For fifteen years, I attended a Southern Baptist Church here in Boston, Massachusetts. I’m not sure if it matters that this was a Southern Baptist Church. Legalistic, controlling, and authoritarian churches come in every shape, size, and denomination.
Throughout my life, one of the things that always troubled me about Christianity was how some people could claim faith in Jesus,and yet live a life totally unlike Jesus. Christians talked about the word of God but it didn’t seem to make a difference in their lives. It bothered me how I could walk into a church at the beginning of a service and leave at the end without ever having spoken to a single person.
In 1994, when I went away to college at UC Berkeley, I found what seemed to be a remarkable bible study and church. Everyone seemed real earnest in wanting to live out the words of the Bible. Everyone was friendly and they both figuratively and literally embraced me. The Gospel seemed to mean something there. In 1995, I made a decision to follow and fully commit my life to Jesus.

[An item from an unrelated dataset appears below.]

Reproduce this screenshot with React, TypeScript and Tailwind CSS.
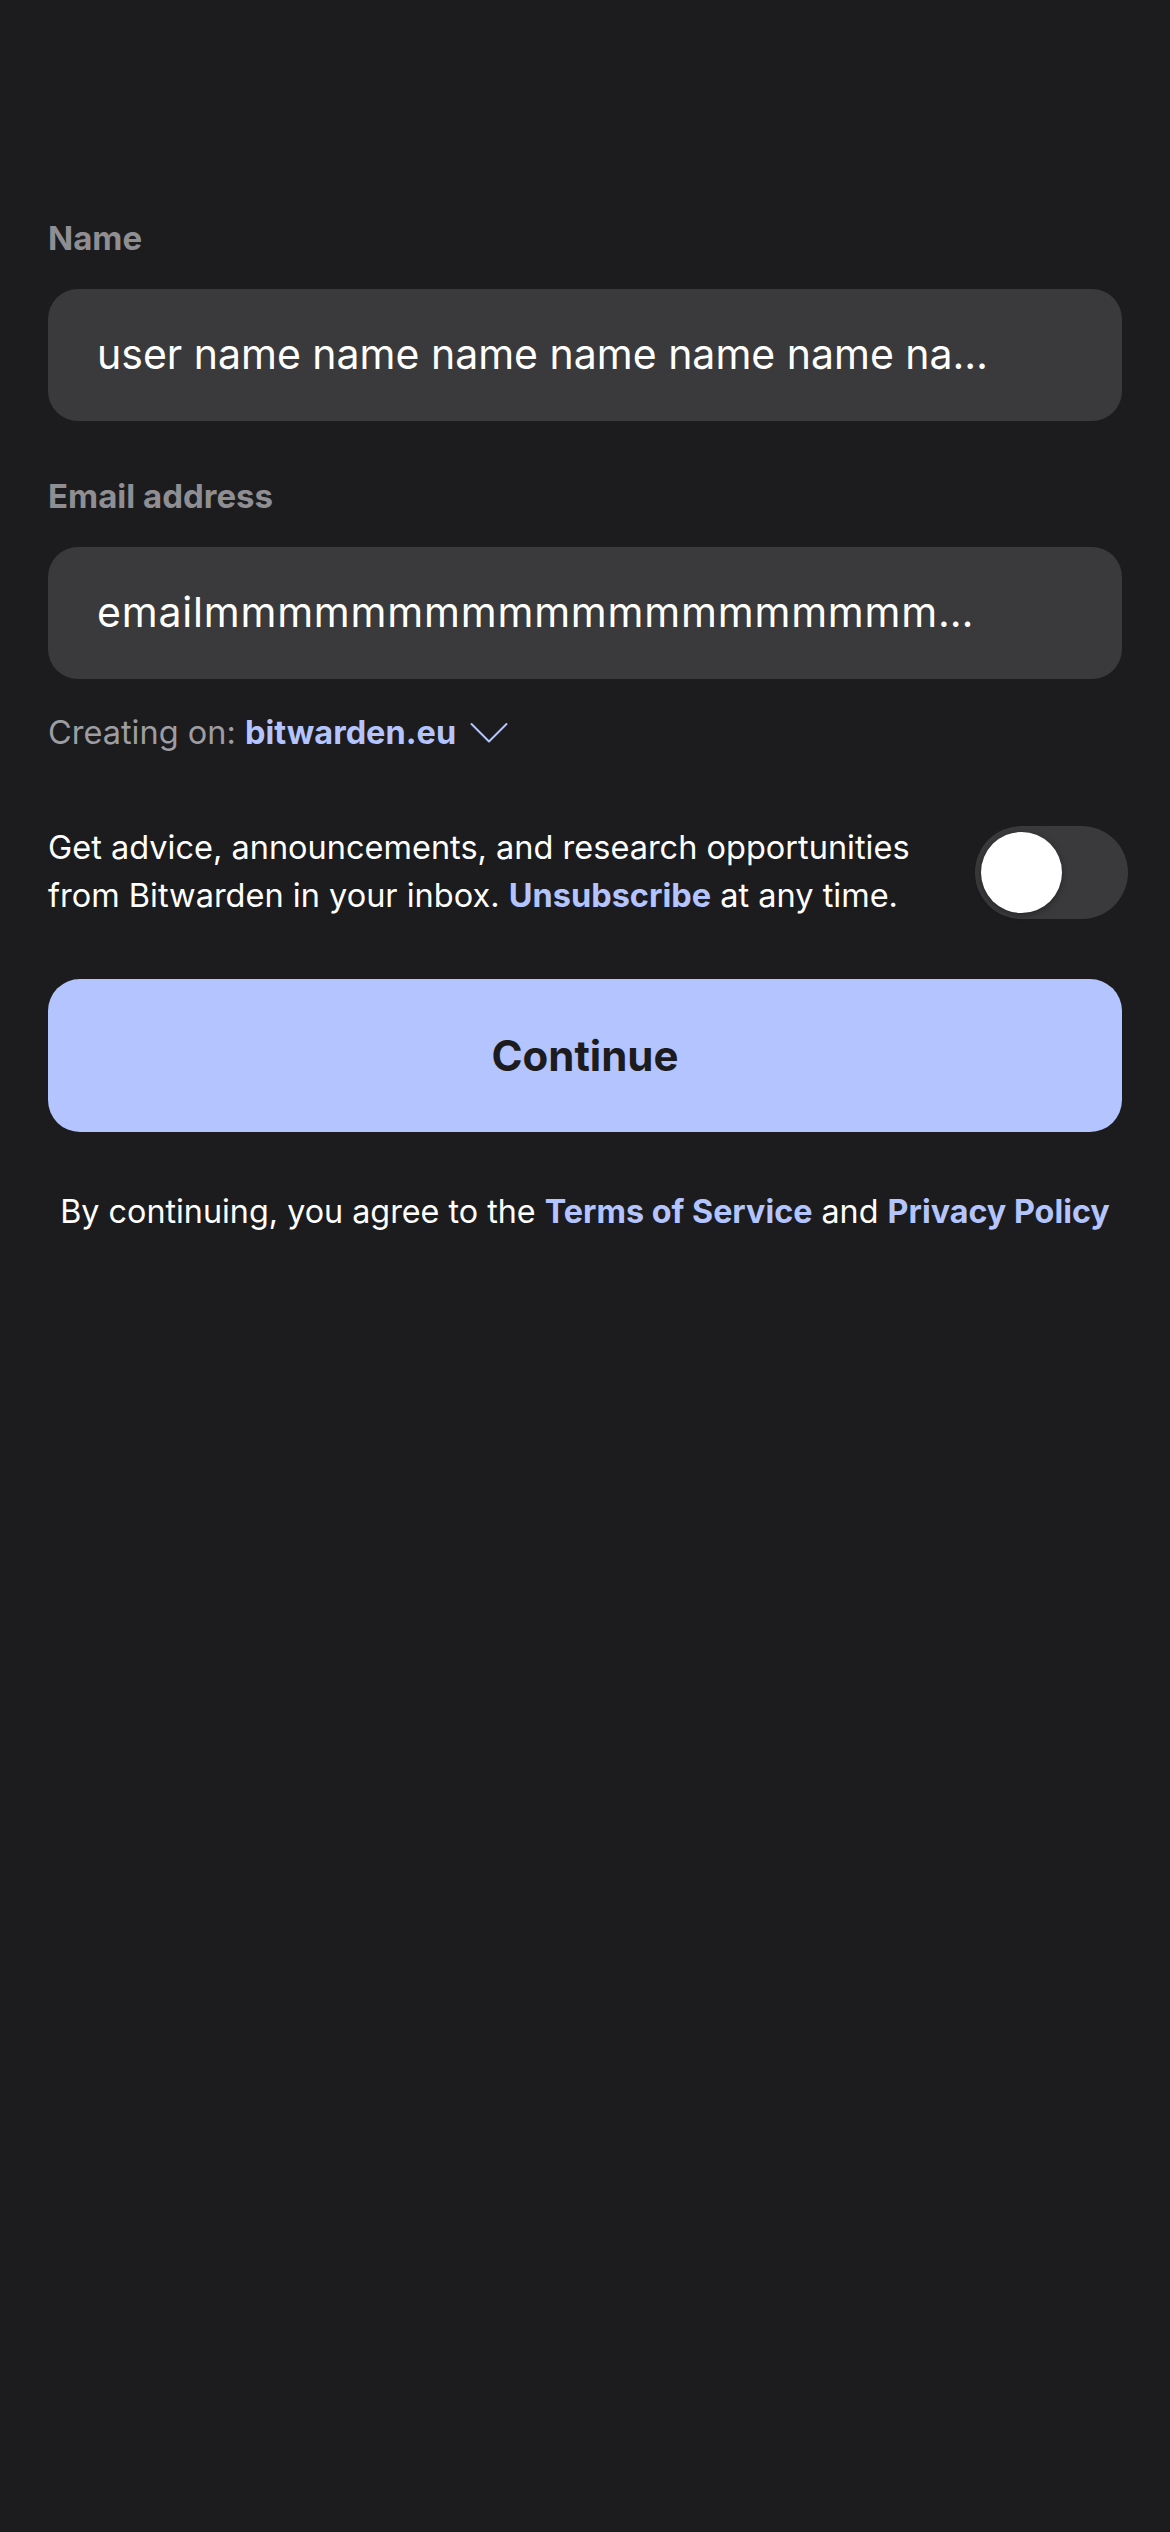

For the next fifteen years of my life, I became increasingly invested in this church. I moved cross country to be with the leaders of the church. I lived in community housing with other church members. I became a staff member of the church. I led college bible studies and gave Sunday sermons. I joined a church plant.
Oppressors do not get to be oppressors in a single sweep. They manage it because little by little, we make them that. We overlook too much in the beginning and wonder why we lose control in the end. (Scarred by Struggle, Transformed by Hope, Jean Chittister)
For a time, life was good, or least it seemed good. Looking back, it’s hard to understand how I missed the warning signs of those early days. One of the things they always talked about at church was obedience. This wasn’t obedience in an abstract, “I want to obey God” sense, this obedience had a very practical component. Obedience to God meant obedience to the people (leaders) God placed in your life. Church leaders took a very personal interest in the lives of the church members. Everything was fair game for the intervention of the church leaders, including your career, where you should live, the person you might marry, whether you should attend graduate school and much more. All church activities, and there were many of them, were mandatory. This included everything from church services, to Bible Studies, drama programs and volleyball leagues. Church leaders took an interest in how much you gave to the church as part of your offering. If you were a staff member you were expected to be at one to two extra meetings per week that often lasted until 2-3 am. If you were not a staff member, you might find yourself providing free baby sitting for the church staff during those same times. If you were married and had children, you understood ministry would always come before your family. Of course, all of this was done for your own good, and if you missed a few church activities, you would received correction in the form of heavy-handed “rebukings” from church leaders. Built on guilt and fear, these rebukings were often manipulative. Despite the harshness of these “rebuking sessions” you wanted to please the leaders God placed in your life and you wanted to fit in.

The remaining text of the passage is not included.